FIG. 10 is a section view of an embodiment of a resilient element in a neutral position,

FIG. 1 1 is section view of an embodiment of a resilient element in an extended position,

FIG. 12 is section view of an embodiment of a resilient element in a compressed position,

FIG. 13 is a perspective view of a preferred embodiment of a tilting vehicle, tilted and wheels turned,

FIG. 14 through 17 is a preferred embodiment of a tilting vehicle, tilted and wheels turned and a cargo embodiment, where,

FIG. 14 is a perspective view,

FIG. 15 is a front view of the tilting 3 wheel bicycle with a cargo embodiment where the frame is tilted, FIG. 16 is a front view of the tilting 3 wheel bicycle with a cargo embodiment where the front wheels are turned,

FIG. 17 is a front view of the tilting 3 wheel bicycle with a cargo embodiment where the front wheels are turned and the frame is tilted,

FIG. 18 through 20 is an alternative embodiment of the resilient element in the tilting mechanism, where,

FIG. 18 is a top view,

FIG. 19 is a front view,

FIG. 20 is a part view of a perspective view,

FIG. 21 is a diagram of the forces in the resilient element system in the alternative embodiment of the resilient elements in the tilting mechanism,

FIG. 22 is a perspective front view of an alternative embodiment, where,

FIG. 23 is a part section view and detailed view of the part section view of the alternative embodiment of FIG 22, and

Fig. 24 is a cropped side view of a preferred embodiment of a multiple-wheeled vehicle having a tilting mechanism, where the stabilization mechanism is activated. DETAILED DESCRIPTION OF PREFERED EMBODIMENT

Referring to FIG. 1 , which is a diagrammatic front view of a structure for enabling two individual steered wheels to lean with a vehicle hull of the present invention, also called tiling mechanism. The structure is comprised of a linkage mechanism characterized by a parallelogram structure comprising a top rigid floating rod 6, a bottom rigid floating rod 5, a first connecting rigid joint 7 and a second connecting rigid joint 8. Top floating rod 6 and bottom floating rod 5 is at equal length and connecting rod 7 and connecting rod 8 is at equal length. The top floating rod 6 is connected to connecting rod 7 at pivot 2 and to connecting rod 8 at pivot 3. The bottom floating rod 5 is connected to connecting rod 7 at pivot 1 and to connecting rod 8 at pivot 4. A rigid vehicle hull 9 is connected to the parallelogram structure by pivot 1 1 , which is in the center of floating rod 6, and by pivot 10, which is in the center of floating rod 5. This enables the hull 9, connection joint 8 and connection joint 7 to be parallel at any movement. A right side steering element 12 is connected to joint 3 and 4, and a left side steering element 13, which is also referred to as a "kingpin", is connected to joint 1 and 2. The right steering element 12 which is also referred to as a "kingpin", is characterized by a steering axis 15 with an angle 22 which is also referred to as a "kingpin inclination angle". The left steering element 13 is characterized by a steering axis 14, with an angle 23 which is also referred to as a "kingpin inclination angle". The angle 22 & 23 is preferably the same angle, and preferably between 1 to 45 degrees. The left steering axis 14 is preferably intersecting joint 2, but can also have a distance to joint 2. The right steering axis 15 are preferably intersecting joint 3, but can also have a distance to joint 3. A right wheel axis element 25 is connected to the right steering element 12 and is connected to a right wheel 17, which has a wheel center plane 19. The wheel center plane 19 is touching a ground plane 24. A left wheel axis element 26 is connected to the left steering element 13 and is connected to a left wheel 16, which has a wheel center plane 18. The wheel center plane 18 is touching a ground plane 24.
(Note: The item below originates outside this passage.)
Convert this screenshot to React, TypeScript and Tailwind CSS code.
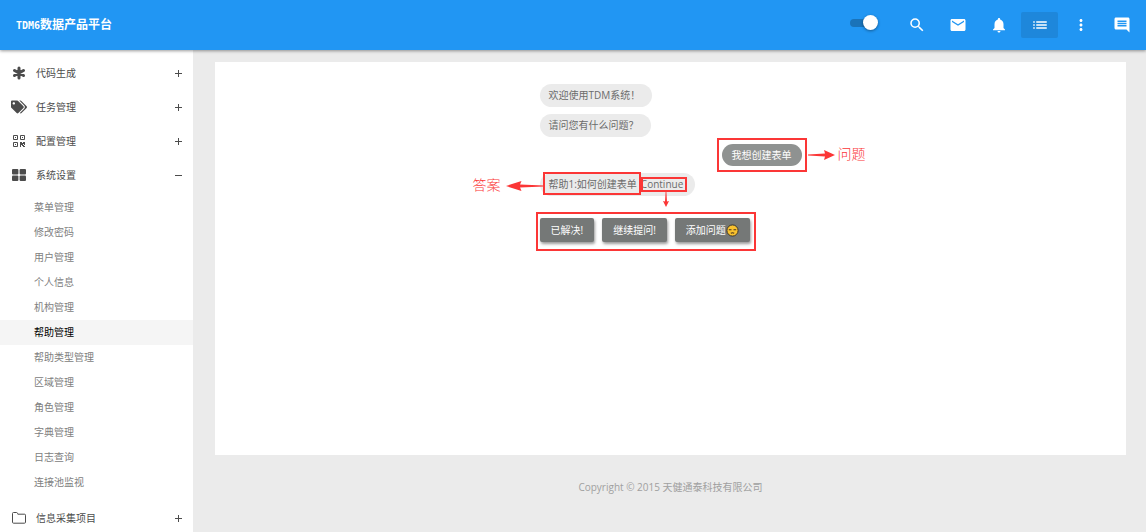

Between right steering axis 15 and right wheel center plane 19, intersecting on ground plane 24 is a distance 20. Preferred embodiment when distance 20 has the value 0, which means that axis 15, wheel center plane 19 and ground plane 24 is intersecting. Between left steering axis 14 and left wheel center plane 18, intersecting on plane 24 is a distance 21 . Preferred embodiment when distance 21 has the value 0, which means that axis 14, wheel center plane 18 and ground plane 24 is intersecting. Preferably the dis- tance 21 and 20 is the same value. Preferably the angle 23 and 22 is the same value.

Referring to FIG. 2, which is a diagrammatic front view of the said tilting mechanism with a tilted position of the present invention.

The structure is comprised of the same linkage mechanism men- tioned, and is tilted to a left side position. Due to the parallelogram structure, the body hull 9, left side connection rod 7 and connection rod 8 is parallel at all positions. As shown in FIGS. 4 & 5, the tilting mechanism can also be found with one or more resilient elements to ensure same behavior of a two- wheeled in-line vehicle. The resilient element(s) will help the vehicle easier to reach the vertical position, when the vehicle or the carried load reaches a cer- tain weight. In this way the weight of the vehicle and/or the carried load will feel like non-existing and the leaning movement will feel natural, like a two- wheeled in-line vehicle.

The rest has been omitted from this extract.